**Provided material:**
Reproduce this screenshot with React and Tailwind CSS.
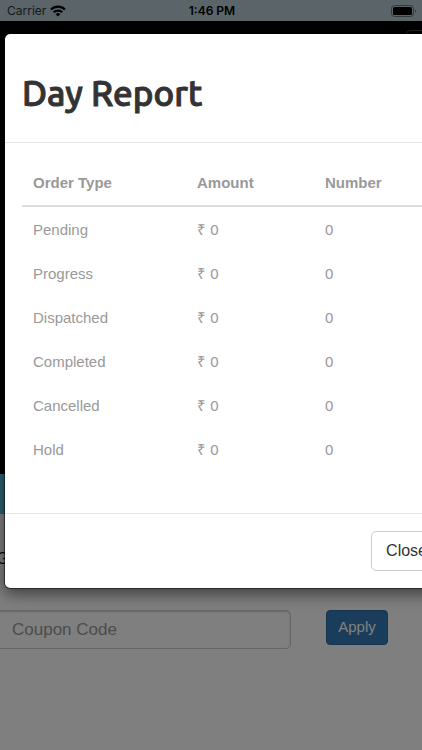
import React from "react";

const rows = ["Pending", "Progress", "Dispatched", "Completed", "Cancelled", "Hold"];

function StatusBar() {
  return (
    <div className="relative z-20 grid h-[21px] grid-cols-3 items-center bg-[#5b6468] pr-[5px] pl-[7px] font-['Inter',sans-serif] text-[12px] leading-[21px] text-black">
      <div className="flex items-center gap-1">
        <span className="text-[#15191b]">Carrier</span>
        <svg className="h-[12px] w-[16px]" viewBox="0 0 16 12" fill="none" stroke="black" strokeWidth="2.2" aria-hidden="true">
          <path d="M1 4.5a10 10 0 0 1 14 0" />
          <path d="M3.7 7.3a6.1 6.1 0 0 1 8.6 0" />
          <path d="M5.7 9.2a3.3 3.3 0 0 1 4.6 0L8 11.6z" fill="black" stroke="none" />
        </svg>
      </div>
      <span className="text-center font-semibold">1:46 PM</span>
      <svg className="h-[12px] w-[26px] justify-self-end" viewBox="0 0 26 12" aria-hidden="true">
        <rect x="0.5" y="0.5" width="22" height="11" rx="3" fill="none" stroke="#33393c" />
        <rect x="2" y="2" width="19" height="8" rx="1.5" fill="black" />
        <path d="M24 4.2c1.3.5 1.3 3.1 0 3.6z" fill="#33393c" />
      </svg>
    </div>
  );
}

function DayReport() {
  return (
    <section
      role="dialog"
      aria-labelledby="report-title"
      className="mt-[33px] ml-1 w-[calc(100%+34px)] rounded-md border border-black/50 bg-white bg-clip-padding shadow-[0_5px_15px_rgba(0,0,0,0.5)]"
    >
      <header className="border-b border-[#e5e5e5] px-[17px] pt-[33px] pb-[23px]">
        <h1 id="report-title" className="font-['Ubuntu','Noto_Sans',sans-serif] text-[35px] leading-[52px] font-medium text-[#333] [-webkit-text-stroke:1px_#333]">
          Day Report
        </h1>
      </header>
      <div className="px-[17px] pt-[18px] pb-[42px]">
        <table className="w-full table-fixed border-separate border-spacing-0 text-left text-[15px] leading-5 text-[#999]">
          <thead>
            <tr className="h-[46px]">
              <th className="w-[164px] border-b-2 border-[#ddd] px-[11px] font-bold">Order Type</th>
              <th className="w-[128px] border-b-2 border-[#ddd] px-[11px] font-bold">Amount</th>
              <th className="border-b-2 border-[#ddd] px-[11px] font-bold">Number</th>
            </tr>
          </thead>
          <tbody>
            {rows.map((name) => (
              <tr key={name} className="h-11">
                <td className="px-[11px] pt-0.5">{name}</td>
                <td className="px-[11px] pt-0.5">₹ 0</td>
                <td className="px-[11px] pt-0.5">0</td>
              </tr>
            ))}
          </tbody>
        </table>
      </div>
      <footer className="flex justify-end border-t border-[#e5e5e5] p-[17px]">
        <button type="button" className="h-10 rounded-[5px] border border-[#ccc] bg-white px-[14px] text-[16px] text-[#333]">
          Close
        </button>
      </footer>
    </section>
  );
}

export default function App() {
  return (
    <div className="relative min-h-screen overflow-hidden bg-white font-['Liberation_Sans',Arial,sans-serif]">
      <StatusBar />
      <nav className="flex h-[453px] items-start justify-end bg-black pt-[9px]">
        <button type="button" aria-label="Open menu" className="-mr-6 h-9 w-10 rounded border border-[#444]" />
      </nav>
      <div className="h-10 bg-[#5bc0de]" />
      <main>
        <h2 className="-ml-1 pt-[35px] text-[17px] leading-5 text-black">G</h2>
        <form className="flex items-start gap-[35px] pt-[41px]">
          <input
            aria-label="Coupon Code"
            placeholder="Coupon Code"
            className="-ml-1 h-[39px] w-[295px] rounded-[5px] border border-[#ccc] bg-white px-[15px] text-[17px] shadow-[inset_0_1px_2px_rgba(0,0,0,0.2)] placeholder:text-[#999]"
          />
          <button type="button" className="h-[35px] w-[62px] rounded border border-[#2e6da4] bg-[#337ab7] text-[15px] text-white">
            Apply
          </button>
        </form>
      </main>
      <div className="absolute inset-0 z-10 bg-black/50">
        <DayReport />
      </div>
    </div>
  );
}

**Problem to solve:**
Please write out all the data again word for word, but not the pictures.

**Finished answer:**
Reproduce this screenshot with React and Tailwind CSS.
import React from "react";

const rows = ["Pending", "Progress", "Dispatched", "Completed", "Cancelled", "Hold"];

function StatusBar() {
  return (
    <div className="relative z-20 grid h-[21px] grid-cols-3 items-center bg-[#5b6468] pr-[5px] pl-[7px] font-['Inter',sans-serif] text-[12px] leading-[21px] text-black">
      <div className="flex items-center gap-1">
        <span className="text-[#15191b]">Carrier</span>
        <svg className="h-[12px] w-[16px]" viewBox="0 0 16 12" fill="none" stroke="black" strokeWidth="2.2" aria-hidden="true">
          <path d="M1 4.5a10 10 0 0 1 14 0" />
          <path d="M3.7 7.3a6.1 6.1 0 0 1 8.6 0" />
          <path d="M5.7 9.2a3.3 3.3 0 0 1 4.6 0L8 11.6z" fill="black" stroke="none" />
        </svg>
      </div>
      <span className="text-center font-semibold">1:46 PM</span>
      <svg className="h-[12px] w-[26px] justify-self-end" viewBox="0 0 26 12" aria-hidden="true">
        <rect x="0.5" y="0.5" width="22" height="11" rx="3" fill="none" stroke="#33393c" />
        <rect x="2" y="2" width="19" height="8" rx="1.5" fill="black" />
        <path d="M24 4.2c1.3.5 1.3 3.1 0 3.6z" fill="#33393c" />
      </svg>
    </div>
  );
}

function DayReport() {
  return (
    <section
      role="dialog"
      aria-labelledby="report-title"
      className="mt-[33px] ml-1 w-[calc(100%+34px)] rounded-md border border-black/50 bg-white bg-clip-padding shadow-[0_5px_15px_rgba(0,0,0,0.5)]"
    >
      <header className="border-b border-[#e5e5e5] px-[17px] pt-[33px] pb-[23px]">
        <h1 id="report-title" className="font-['Ubuntu','Noto_Sans',sans-serif] text-[35px] leading-[52px] font-medium text-[#333] [-webkit-text-stroke:1px_#333]">
          Day Report
        </h1>
      </header>
      <div className="px-[17px] pt-[18px] pb-[42px]">
        <table className="w-full table-fixed border-separate border-spacing-0 text-left text-[15px] leading-5 text-[#999]">
          <thead>
            <tr className="h-[46px]">
              <th className="w-[164px] border-b-2 border-[#ddd] px-[11px] font-bold">Order Type</th>
              <th className="w-[128px] border-b-2 border-[#ddd] px-[11px] font-bold">Amount</th>
              <th className="border-b-2 border-[#ddd] px-[11px] font-bold">Number</th>
            </tr>
          </thead>
          <tbody>
            {rows.map((name) => (
              <tr key={name} className="h-11">
                <td className="px-[11px] pt-0.5">{name}</td>
                <td className="px-[11px] pt-0.5">₹ 0</td>
                <td className="px-[11px] pt-0.5">0</td>
              </tr>
            ))}
          </tbody>
        </table>
      </div>
      <footer className="flex justify-end border-t border-[#e5e5e5] p-[17px]">
        <button type="button" className="h-10 rounded-[5px] border border-[#ccc] bg-white px-[14px] text-[16px] text-[#333]">
          Close
        </button>
      </footer>
    </section>
  );
}

export default function App() {
  return (
    <div className="relative min-h-screen overflow-hidden bg-white font-['Liberation_Sans',Arial,sans-serif]">
      <StatusBar />
      <nav className="flex h-[453px] items-start justify-end bg-black pt-[9px]">
        <button type="button" aria-label="Open menu" className="-mr-6 h-9 w-10 rounded border border-[#444]" />
      </nav>
      <div className="h-10 bg-[#5bc0de]" />
      <main>
        <h2 className="-ml-1 pt-[35px] text-[17px] leading-5 text-black">G</h2>
        <form className="flex items-start gap-[35px] pt-[41px]">
          <input
            aria-label="Coupon Code"
            placeholder="Coupon Code"
            className="-ml-1 h-[39px] w-[295px] rounded-[5px] border border-[#ccc] bg-white px-[15px] text-[17px] shadow-[inset_0_1px_2px_rgba(0,0,0,0.2)] placeholder:text-[#999]"
          />
          <button type="button" className="h-[35px] w-[62px] rounded border border-[#2e6da4] bg-[#337ab7] text-[15px] text-white">
            Apply
          </button>
        </form>
      </main>
      <div className="absolute inset-0 z-10 bg-black/50">
        <DayReport />
      </div>
    </div>
  );
}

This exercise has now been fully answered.